When Lyles would come home, he'd hear friends who went to Maryland laugh and ask him, "Why in the world would you want to go to Virginia and play football?"

Now, Lester Lyles can't come home for Thanksgiving. The Cavaliers are 7-1-2, and in the midst of a nine-game unbeaten streak. Their defense is the best in the Atlantic Coast Conference and Lyles, a 6-foot-3, 207-pound safety, is largely responsible. His friends who attend Maryland won't be asking many questions this week, not with Virginia playing Maryland Saturday in Charlottesville for the ACC championship.

There probably isn't a college team in the country for whom Lyles couldn't play. Despite his size, Lyles runs the 40-yard dash in 4.47 seconds. When Lyles hits, it hurts. Tuesday, he was named all-ACC for the second straight year. It is likely he will make some all-America teams.

Maryland Coach Bobby Ross said this week, "Lester Lyles is one of the premier players in the country at strong safety."

Frank Spaziani, Virginia's defensive secondary coach, has seen Lyles go from benchwarmer to legitimate professional prospect. "In the first two years he didn't play that much," Spaziani said. "But he's got a lot of athletic ability. I mean extraordinary ability. What's happened is Lester has learned how to practice. He's learned football and learned how to use all that ability."

Various coaches have said that Lyles could probably play eight defensive positions.

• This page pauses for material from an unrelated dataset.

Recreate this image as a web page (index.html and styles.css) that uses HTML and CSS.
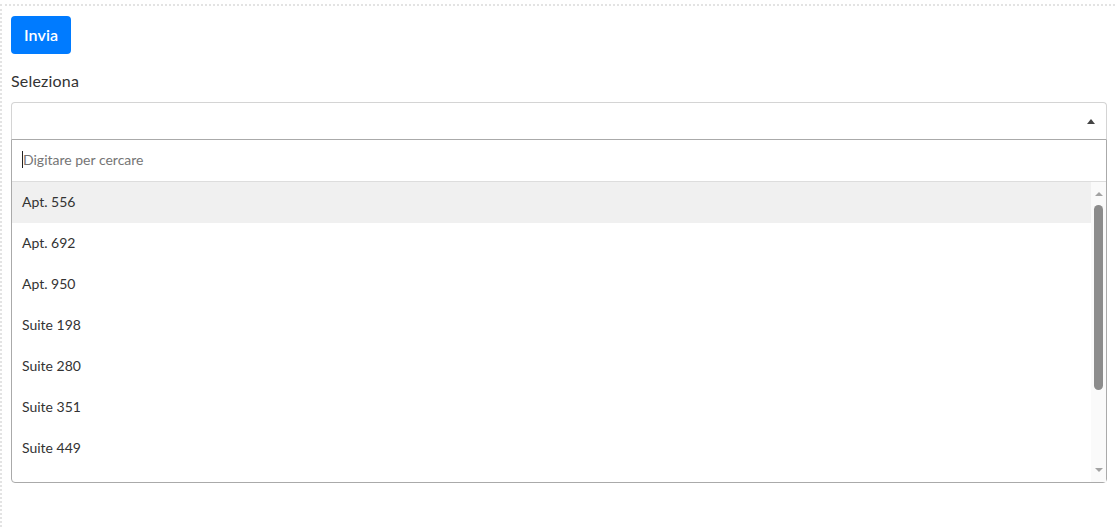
FILE: index.html
```html
<!DOCTYPE html>
<html lang="it">
<head>
<meta charset="utf-8">
<title>Seleziona</title>
<link rel="stylesheet" href="styles.css">
</head>
<body>
<div class="frame">
  <button class="btn" type="button">Invia</button>
  <label class="label">Seleziona</label>
  <div class="select">
    <div class="selection">
      <span class="arrow"></span>
    </div>
    <div class="dropdown">
      <div class="search">
        <span class="caret"></span><span class="placeholder">Digitare per cercare</span>
      </div>
      <div class="results">
        <ul class="options">
          <li class="option highlighted">Apt. 556</li>
          <li class="option">Apt. 692</li>
          <li class="option">Apt. 950</li>
          <li class="option">Suite 198</li>
          <li class="option">Suite 280</li>
          <li class="option">Suite 351</li>
          <li class="option">Suite 449</li>
        </ul>
        <div class="scrollbar">
          <span class="sb-up"></span>
          <span class="sb-thumb"></span>
          <span class="sb-space"></span>
          <span class="sb-down"></span>
        </div>
      </div>
    </div>
  </div>
</div>
</body>
</html>
```

FILE: styles.css
```css
html, body {
  margin: 0;
  padding: 0;
  background: #fff;
}
body {
  font-family: Lato, "Open Sans", sans-serif;
  color: #333;
}
.frame {
  margin-top: 4px;
  border-top: 2px dotted #e3e3e3;
  border-left: 2px dotted #e3e3e3;
  padding: 10px 8px 44px 9px;
  display: flex;
  flex-direction: column;
  align-items: flex-start;
}
.btn {
  height: 38px;
  padding: 0 13px 1px;
  border: 0;
  border-radius: 4px;
  background: #007bff;
  color: #fff;
  font-family: inherit;
  font-size: 16px;
  font-weight: 600;
  letter-spacing: 0.1px;
  margin-bottom: 15px;
}
.label {
  display: block;
  font-size: 16px;
  line-height: 24px;
  letter-spacing: 0.2px;
  color: #333;
  margin-bottom: 9px;
}
.select {
  align-self: stretch;
}
.selection {
  height: 37px;
  box-sizing: border-box;
  border: 1px solid #d4d4d4;
  border-bottom: 0;
  border-radius: 4px 4px 0 0;
  display: flex;
  align-items: center;
  justify-content: flex-end;
  padding-right: 11px;
}
.arrow {
  width: 0;
  height: 0;
  border-left: 4px solid transparent;
  border-right: 4px solid transparent;
  border-bottom: 5px solid #444;
  margin-top: 1px;
}
.dropdown {
  border: 1px solid #aaa;
  border-radius: 0 0 4px 4px;
}
.search {
  height: 42px;
  box-sizing: border-box;
  padding-bottom: 2px;
  border-bottom: 1px solid #ddd;
  display: flex;
  align-items: center;
  padding-left: 10px;
  font-size: 14px;
}
.caret {
  width: 1px;
  height: 17px;
  background: #222;
}
.placeholder {
  color: #757575;
}
.results {
  display: flex;
  height: 300px;
  overflow: hidden;
}
.options {
  list-style: none;
  margin: 0;
  padding: 0;
  flex: 1;
}
.option {
  height: 41px;
  box-sizing: border-box;
  padding-bottom: 2px;
  display: flex;
  align-items: center;
  padding-left: 10px;
  font-size: 14px;
  color: #333;
}
.option.highlighted {
  background: #f0f0f0;
}
.scrollbar {
  width: 15px;
  background: #fafafa;
  display: flex;
  flex-direction: column;
  align-items: center;
  padding: 10px 0 10px;
  box-sizing: border-box;
}
.sb-up {
  width: 0;
  height: 0;
  border-left: 4px solid transparent;
  border-right: 4px solid transparent;
  border-bottom: 4px solid #a3a3a3;
}
.sb-thumb {
  margin-top: 9px;
  width: 9px;
  height: 185px;
  border-radius: 5px;
  background: #8c8c8c;
}
.sb-space {
  flex: 1;
}
.sb-down {
  width: 0;
  height: 0;
  border-left: 4px solid transparent;
  border-right: 4px solid transparent;
  border-top: 4px solid #a3a3a3;
}
```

In high school he played wide receiver, tight end and tackle, then was moved to quarterback for a while when he was spotted throwing 60-yard spirals in practice.

Last year, Lyles' hit on Ethan Horton caused the fumble that gave the Cavaliers the ball and set up the drive for the touchdown that beat North Carolina, at the time one of Virginia's biggest victories.

Lyles is good enough that Welsh can play him at strong safety or free safety. "A lot of times you'd like to have guys have the best technique," Spaziani said. "But guys like Lester, with all that athletic talent, just makes the plays . . . and that's why he's good."

Lyles laughs softly when he hears all the praise. He didn't even start playing anything more than touch football until the ninth grade and spent about as much time at basketball and track.

When Lyles was 11, he was the national age-group champion for the mile run. His time was 5 minutes 3 seconds. "That's the reason I chose football over basketball, especially at only 6-foot-3," he said.

And even now, as he aspires to play professionally, football doesn't consume him.

Lyles is an English major. He reads a play every other day or so. This week, he prepared for quarterback Frank Reich of Maryland and a class on Chaucer at the same time. Shakespeare is required but also is a hobby.

"You can learn so much from Shakespeare about life," Lyles said. "He gives you history, he gives you philosophy, he entertains you. He makes you think. There is so much there that's meaningful and has impact."

Which is exactly what Virginia's coaches, and any man he hits on the field, will tell you about Lester Lyles.